Example script (/config/scripts/check-uplink.sh):

#!/bin/bash
# Check if upstream is reachable
ping -c 1 -W 1 198.51.100.1 > /dev/null 2>&1
exit $?

If script returns non-zero 3 times, VRRP fails over.

Realistic HA Architecture

A production VyOS HA setup:

                    ┌─────────────────┐
                    │    Internet     │
                    └────────┬────────┘
                             │
              ┌──────────────┴──────────────┐
              │                             │
        ┌─────┴─────┐               ┌───────┴───────┐
        │  R1 (Pri) │───sync link───│  R2 (Backup)  │
        │ eth1: WAN │     eth2      │  eth1: WAN    │
        │ eth0: LAN │               │  eth0: LAN    │
        └─────┬─────┘               └───────┬───────┘
              │ VIP: 10.0.0.1               │
              └──────────────┬──────────────┘
                             │
                    ┌────────┴────────┐
                    │   LAN Switch    │
                    └────────┬────────┘
                             │
                    ┌────────┴────────┐
                    │     Clients     │
                    └─────────────────┘

Key points:

Dedicated sync link (eth2) — not through the LAN switch
Both routers connect to same LAN switch (single point of failure, but usually acceptable)
VIP is what clients use
If the LAN switch fails, both routers are useless anyway

The Lesson

HA is not a checkbox. It’s a set of failure scenarios and tests.
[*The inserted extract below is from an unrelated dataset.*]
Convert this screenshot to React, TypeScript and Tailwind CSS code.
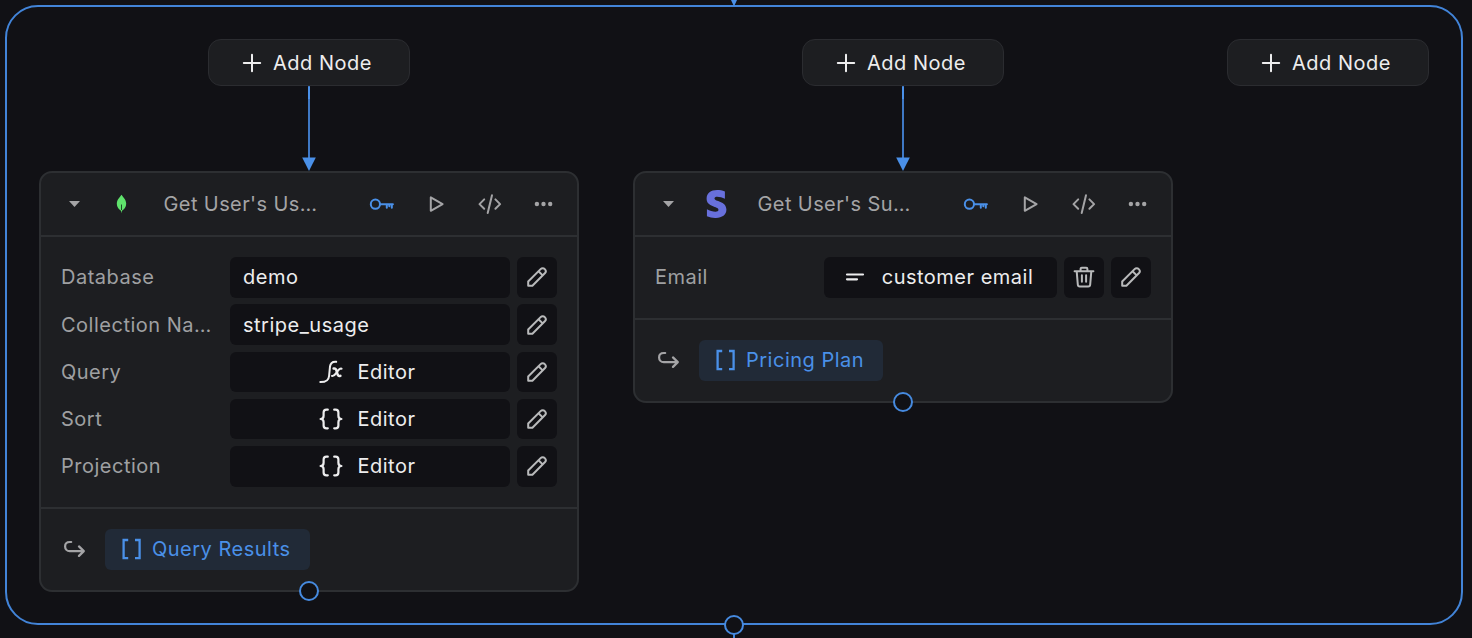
import type { ReactNode } from "react";
import { FaStripeS } from "react-icons/fa";

type IconProps = { className?: string };

function Stroke({
  w,
  h,
  sw = 2,
  className,
  children,
}: IconProps & { w: number; h: number; sw?: number; children: ReactNode }) {
  return (
    <svg
      width={w}
      height={h}
      viewBox={`0 0 ${w} ${h}`}
      fill="none"
      stroke="currentColor"
      strokeWidth={sw}
      strokeLinecap="round"
      strokeLinejoin="round"
      className={className}
    >
      {children}
    </svg>
  );
}

const PlusIcon = () => (
  <Stroke w={20} h={20}>
    <path d="M10 1.8v16.4M1.8 10h16.4" />
  </Stroke>
);

const KeyIcon = () => (
  <Stroke w={28} h={28} sw={2}>
    <circle cx="7.4" cy="14.2" r="4.6" />
    <path d="M12.3 14.2h12.6M18.8 14.2v3.600M23.800 14.2v3.600M21.300 14.2v2" />
  </Stroke>
);

const PlayIcon = () => (
  <Stroke w={28} h={28} sw={2}>
    <path d="M8.8 7.4v13.400L20.600 14.1z" />
  </Stroke>
);

const CodeIcon = () => (
  <Stroke w={28} h={28} sw={2}>
    <path d="M8.2 9.400 3.5 14.1l4.700 4.700M19.4 9.400l4.700 4.700-4.700 4.700M16 5.200l-4.300 17.800" />
  </Stroke>
);

const DotsIcon = () => (
  <svg width="28" height="28" viewBox="0 0 28 28" fill="currentColor">
    <circle cx="6.9" cy="14" r="2.200" />
    <circle cx="13.5" cy="14" r="2.200" />
    <circle cx="20.2" cy="14" r="2.200" />
  </svg>
);

const CaretIcon = () => (
  <svg width="12" height="8" viewBox="0 0 12 8" fill="currentColor">
    <path d="M0 1h11L5.500 7z" />
  </svg>
);

const LeafIcon = () => (
  <svg width="12" height="20" viewBox="0 0 12 20" fill="none">
    <path
      d="M5.500.7c1.3 2.3 4.7 4.6 4.7 9 0 3.300-2 5.700-4.200 7.100L5.500 19.200l-.5-2.400C2.800 15.400.8 13 .8 9.700.8 5.300 4.200 3 5.500.7z"
      fill="#5fe26c"
    />
    <path d="M5.500 10.500v5.500" stroke="#1d4a28" strokeWidth="1" />
  </svg>
);

const PencilIcon = () => (
  <Stroke w={20} h={20} sw={2}>
    <path d="M1.200 18.700v-4.200L13.600 2.100a2.950 2.950 0 0 1 4.200 4.200L5.400 18.700zM11.500 4.200l4.200 4.200" />
  </Stroke>
);

const TrashIcon = () => (
  <Stroke w={22} h={22} sw={2}>
    <path d="M1.600 5.200h18.800M7.600 5V2.900a1.200 1.200 0 0 1 1.200-1.200h4.400a1.200 1.200 0 0 1 1.200 1.200V5M3.700 5.300l1.100 13.200a2 2 0 0 0 2 1.900h8.400a2 2 0 0 0 2-1.900l1.100-13.200M8.900 9.300v6.500M13.100 9.300v6.500" />
  </Stroke>
);

const TextIcon = () => (
  <Stroke w={20} h={10} sw={2.200}>
    <path d="M2 2.500h16M2 7.300h10" />
  </Stroke>
);

const FxIcon = () => (
  <Stroke w={24} h={24} sw={2}>
    <path d="M17.200 1.800c-4.200-.4-5.700 1.200-6.200 4.700l-.9 9.300c-.4 4.200-2.400 6.300-8.800 6.200" />
    <path d="M14.600 8.600c2.200-.4 2.700.8 3.300 3.400.7 3 1.200 4.600 3.500 3.900" strokeWidth="2.500" />
    <path d="M22.600 8.700c-2-.6-3 .9-4.700 3.300-1.800 2.500-2.700 4.500-5 3.900" />
  </Stroke>
);

const BracesIcon = () => (
  <Stroke w={24} h={22} sw={2.200}>
    <path d="M8.800 1.700H7.500c-2 0-2.900 1-2.900 2.900v3.200c0 1.900-.8 3.200-3 3.200 2.200 0 3 1.300 3 3.200v3.200c0 1.900.9 2.900 2.900 2.900h1.300M15.200 1.700h1.300c2 0 2.900 1 2.900 2.900v3.200c0 1.900.8 3.200 3 3.200-2.200 0-3 1.300-3 3.200v3.200c0 1.900-.9 2.900-2.900 2.900h-1.300" />
  </Stroke>
);

const BracketsIcon = () => (
  <svg width="20" height="22" viewBox="0 0 20 22" fill="none" stroke="currentColor" strokeWidth="2.300">
    <path d="M7.200 2H2.600v18.200h4.600M14 2h4.600v18.200H14" />
  </svg>
);

const ReturnIcon = () => (
  <Stroke w={22} h={18} sw={2.200}>
    <path d="M8.200 2H6.800C4 2 2.100 3.800 2.100 6.400s1.900 4.700 4.700 4.700h13.700M16 6.400l4.800 4.700-4.800 4.800" />
  </Stroke>
);

function AddNode() {
  return (
    <button className="flex h-[47px] w-[202px] items-center justify-center gap-[11px] rounded-[13px] border border-[#2b2c30] bg-[#1d1e21] pr-1 text-[#ededee]">
      <PlusIcon />
      Add Node
    </button>
  );
}

function Edge() {
  return (
    <svg width="16" height="85" viewBox="0 0 16 85" className="block">
      <path d="M8 0v74" stroke="#3f78c4" strokeWidth="2" />
      <path d="M8 1v12" stroke="#4a90e8" strokeWidth="2" />
      <path d="M1.200 71.500h13.600L8 85z" fill="#4a90e8" />
    </svg>
  );
}

function Handle({ className }: IconProps) {
  return (
    <span
      className={`absolute left-1/2 size-5 -translate-x-1/2 rounded-full border-2 border-[#468adf] bg-[#111115] ${className}`}
    />
  );
}

function Row({ label, children }: { label: string; children: ReactNode }) {
  return (
    <div className="flex h-[40.500px] items-center gap-[7px]">
      <span className="w-[162px] shrink-0 text-[#9fa0a2]">{label}</span>
      {children}
    </div>
  );
}

function Field({ icon, className = "px-[13px]", children }: IconProps & { icon?: ReactNode; children: ReactNode }) {
  return (
    <div
      className={`flex h-full flex-1 items-center rounded-md bg-[#111115] text-[#ededee] ${
        icon ? "justify-center" : ""
      } ${className}`}
    >
      {icon}
      {children}
    </div>
  );
}

function Square({ children }: { children: ReactNode }) {
  return (
    <button className="flex h-full w-10 shrink-0 items-center justify-center rounded-md bg-[#111115] text-[#b9babb]">
      {children}
    </button>
  );
}

function NodeCard({
  logo,
  title,
  output,
  children,
}: {
  logo: ReactNode;
  title: string;
  output: string;
  children: ReactNode;
}) {
  return (
    <div className="relative w-[540px] rounded-[13px] border-2 border-[#2d2f32] bg-[#1d1e21]">
      <div className="flex h-[64px] items-center border-b-2 border-[#2d2f32] pr-1.5 text-[#a4a4a6]">
        <span className="flex w-[67px] justify-center">
          <CaretIcon />
        </span>
        <span className="flex w-[28px] justify-center">{logo}</span>
        <span className="ml-[27.500px] flex-1 whitespace-nowrap tracking-[0.4px]">{title}</span>
        <span className="flex w-[54px] justify-center text-[#4a90e8]">
          <KeyIcon />
        </span>
        <span className="flex w-[54px] justify-center">
          <PlayIcon />
        </span>
        <span className="flex w-[54px] justify-center">
          <CodeIcon />
        </span>
        <span className="flex w-[54px] justify-center">
          <DotsIcon />
        </span>
      </div>
      <div className="flex flex-col gap-[6.750px] border-b-2 border-[#2d2f32] px-5 py-[20px]">
        {children}
      </div>
      <div className="flex h-[81px] items-center pl-[22px]">
        <span className="text-[#a4a4a6]">
          <ReturnIcon />
        </span>
        <span className="ml-[20px] flex h-[41px] items-center gap-[11px] rounded-md bg-[#212a37] pr-[19px] pl-4 text-[#4a90e8]">
          <BracketsIcon />
          {output}
        </span>
      </div>
      <Handle className="-bottom-[11px]" />
    </div>
  );
}

function Lane({ children }: { children: ReactNode }) {
  return <div className="flex flex-col items-center">{children}</div>;
}

export default function App() {
  return (
    <main className="h-[638px] w-[1472px] overflow-hidden bg-[#111115] p-[5px] font-['Inter',sans-serif] text-[20px] leading-6 tracking-[0.5px]">
      <div className="relative flex h-[620px] w-[1458px] items-start gap-[54px] rounded-[33px] border-2 border-[#4284d8] pt-[32px] pl-[32px]">
        <svg width="12" height="8" viewBox="0 0 12 8" className="absolute -top-[7px] left-[721px]">
          <path d="M3 0h6L6 6.500z" fill="#4a90e8" />
        </svg>

        <Lane>
          <AddNode />
          <Edge />
          <NodeCard logo={<LeafIcon />} title="Get User's Us…" output="Query Results">
            <Row label="Database">
              <Field>demo</Field>
              <Square><PencilIcon /></Square>
            </Row>
            <Row label="Collection Na…">
              <Field>stripe_usage</Field>
              <Square><PencilIcon /></Square>
            </Row>
            <Row label="Query">
              <Field icon={<FxIcon />} className="gap-[15px] pr-1.5">Editor</Field>
              <Square><PencilIcon /></Square>
            </Row>
            <Row label="Sort">
              <Field icon={<BracesIcon />} className="gap-[15px] pr-1.5">Editor</Field>
              <Square><PencilIcon /></Square>
            </Row>
            <Row label="Projection">
              <Field icon={<BracesIcon />} className="gap-[15px] pr-1.5">Editor</Field>
              <Square><PencilIcon /></Square>
            </Row>
          </NodeCard>
        </Lane>

        <Lane>
          <AddNode />
          <Edge />
          <NodeCard
            logo={<FaStripeS className="h-7 w-[21px] shrink-0 text-[#6870dc]" />}
            title="Get User's Su…"
            output="Pricing Plan"
          >
            <Row label="Email">
              <Field icon={<TextIcon />} className="gap-[17px] pr-[3px]">customer email</Field>
              <Square><TrashIcon /></Square>
              <Square><PencilIcon /></Square>
            </Row>
          </NodeCard>
        </Lane>

        <Lane>
          <AddNode />
        </Lane>

        <span className="absolute -bottom-[16px] left-1/2 h-4 w-0.5 -translate-x-1/2 bg-[#4284d8]" />
        <Handle className="-bottom-[12px]" />
      </div>
    </main>
  );
}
VRRP gives you IP failover in seconds. Conntrack sync gives you connection state (mostly). But:

BGP sessions reset
IPsec tunnels re-establish
Application state is lost
Brief packet loss happens

HA means: single router failure doesn’t cause outage. It doesn’t mean zero impact. Users may see a brief hiccup. Long connections survive but might stutter. This is acceptable for most use cases.

What makes HA work isn’t the configuration — it’s the testing. Every failure scenario you test is one you understand. Every one you skip is one that surprises you at 3 AM.

Document your failure modes. Test your failover. Know exactly what happens when the primary dies. That’s HA.